You are viewing a plain text version of this content. The canonical link for it is here.
Posted to user@nutch.apache.org by Lucifersam <ro...@tagish.co.uk> on 2007/02/21 17:46:46 UTC

Quick questions - merging/deduping

Hi,

I'm new to Nutch and am trying to get my head around some basics... I need
to index two sites, one of which is under my control, into a single search.

The first site, under my control, I have ran a complete 'seed' crawl over
and would like to update the index daily. To avoid recrawling the whole site
I have set up a 'what's new/changed' page which I want to crawl daily to
pick up any changes. I then want to merge this with the complete crawl to
produce an up to date index. (I tried the recrawl script from the wiki but
it didn't seem to be doing what I wanted).

I have merged the two indexes in the following way:

- created a new directory mergedcrawl
- copied seedcrawl/indexes/part-00000/* to mergedcrawl/indexes/part-00000
- copied changedcrawl/indexes/part-00000/* to mergedcrawl/indexes/part-00001
- ran 'bin/nutch dedup indexes' on mergedcrawl
- ran 'bin/nutch merge index indexes' on mergedcrawl
- copied /segments/* from both crawls into the mergedcrawl

Pointing the searcher.dir to the new directory, the search seems to return
results from both indexes successfully. Is this the correct way to do this?

The second site is not under my control, so I need to find an alternative
way to keep the index up to date. Am I correct in thinking that simply
recrawling the whole site is the easiest way to do this - or is there a way
to only index modified pages?

Finally - I seem to have a problem with identical pages with different urls
- i.e.

http://website/
http://website/default.htm

I was under the impression that these would be removed by the dedup process,
but this does not seem to be working. Is there something I'm missing? (I
also have a similar problem with the external site as it carries session ids
around in the URL which change - although the content of the duplicate pages
is identical).

Sorry for the long post - any help is appreciated!
-- 
View this message in context: http://www.nabble.com/Quick-questions---merging-deduping-tf3267849.html#a9084405
Sent from the Nutch - User mailing list archive at Nabble.com.


Re: Quick questions - merging/deduping

Posted by Andrzej Bialecki <ab...@getopt.org>.
Lucifersam wrote:
> Thanks for the suggestions - I will look into this.
>
> Any comments/suggestions regarding the methods I am using to keep the index
> up to date?
>
>   

I can't see anything wrong with it, on the conceptual level - at the end 
indexes are dedup-ed and merged, so it should work fine.


-- 
Best regards,
Andrzej Bialecki     <><
 ___. ___ ___ ___ _ _   __________________________________
[__ || __|__/|__||\/|  Information Retrieval, Semantic Web
___|||__||  \|  ||  |  Embedded Unix, System Integration
http://www.sigram.com  Contact: info at sigram dot com



Re: Quick questions - merging/deduping

Posted by Lucifersam <ro...@tagish.co.uk>.


Andrzej Bialecki wrote:
> 
> Lucifersam wrote:
>> Andrzej Bialecki wrote:
>>   
>>> Lucifersam wrote:
>>>     
>>>> Finally - I seem to have a problem with identical pages with different
>>>> urls
>>>> - i.e.
>>>>
>>>> http://website/
>>>> http://website/default.htm
>>>>
>>>> I was under the impression that these would be removed by the dedup
>>>> process,
>>>> but this does not seem to be working.

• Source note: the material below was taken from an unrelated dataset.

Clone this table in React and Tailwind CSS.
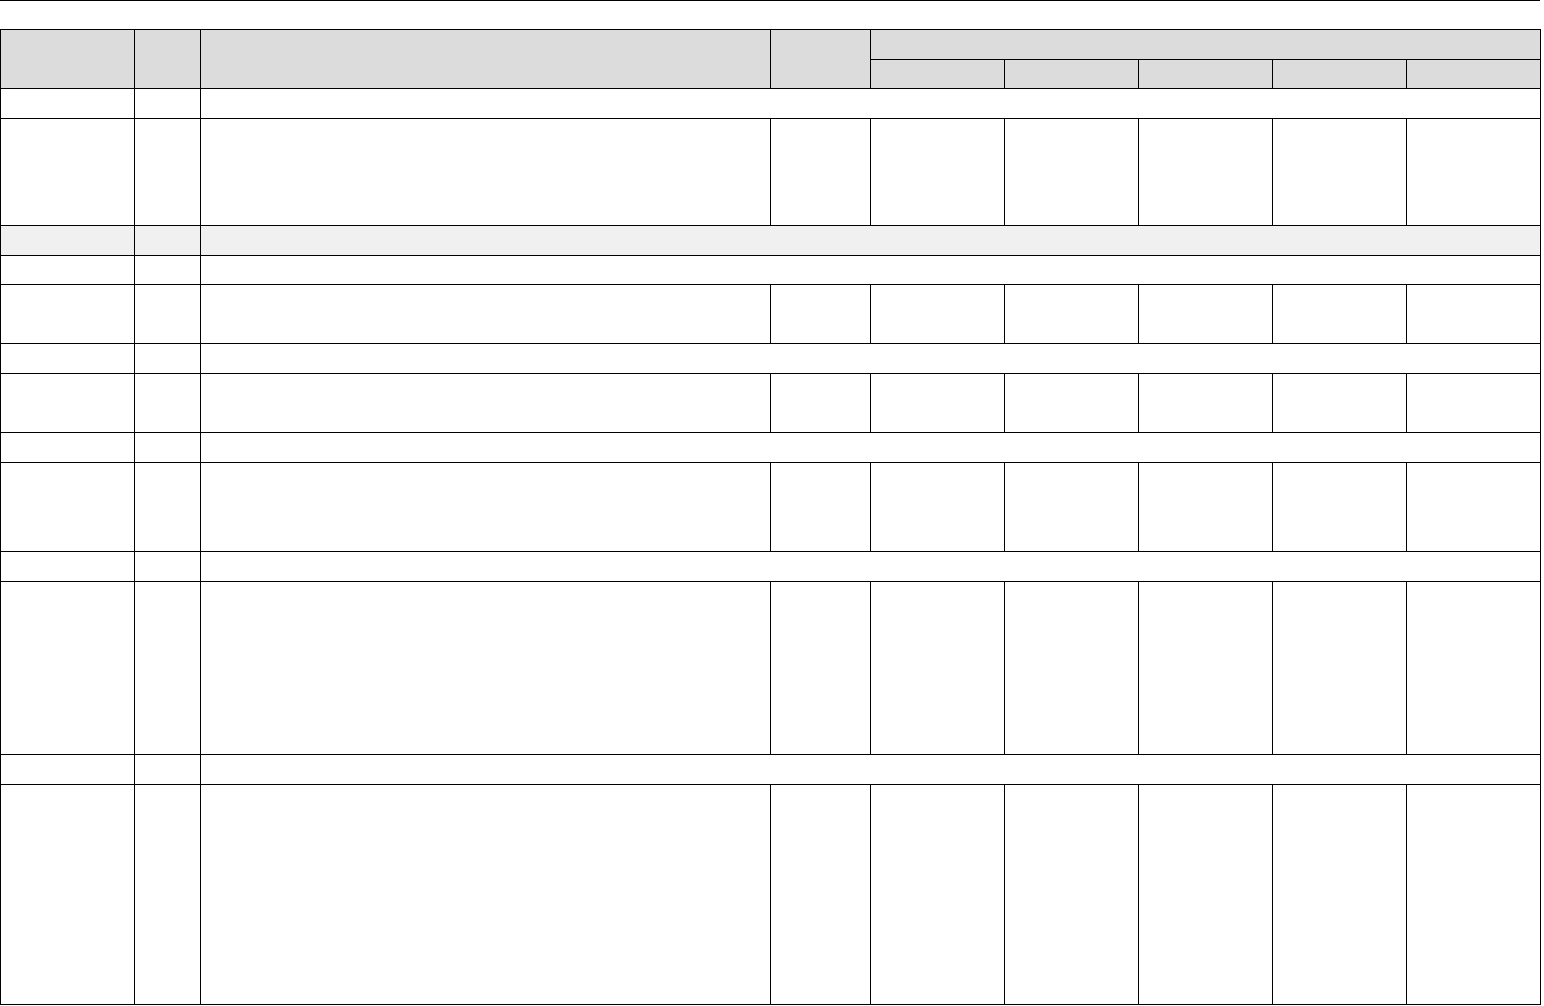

Is there something I'm missing? 
>>>>       
>>> Most likely the pages are slightly different - you can save them to 
>>> files, and then run a diff utility to check for differences.
>>>
>>>     
>>
>> You're right, there was a small difference in the HTML concerning some
>> timing comment, e.g:
>>
>> <!--Exec time = 265.625-->
>>
>> As this is not strictly content - is there a simply way to ignore
>> anything
>> within comments when looking at the content of a page?
>>   
> 
> 
> You can provide your own implementation of a Signature - please see the 
> javadocs for this class - and then set this class in nutch-site.xml.
> 
> A common trick is to use just the plain text version of the page, and 
> further "normalize" it by replacing all whitespace with exactly single 
> spaces, bringing all tokens to lowercase, optionally filter out all 
> digits, and also optionally removing all words that occur only once.
> 
> 

Thanks for the suggestions - I will look into this.

Any comments/suggestions regarding the methods I am using to keep the index
up to date?

-- 
View this message in context: http://www.nabble.com/Quick-questions---merging-deduping-tf3267849.html#a9098266
Sent from the Nutch - User mailing list archive at Nabble.com.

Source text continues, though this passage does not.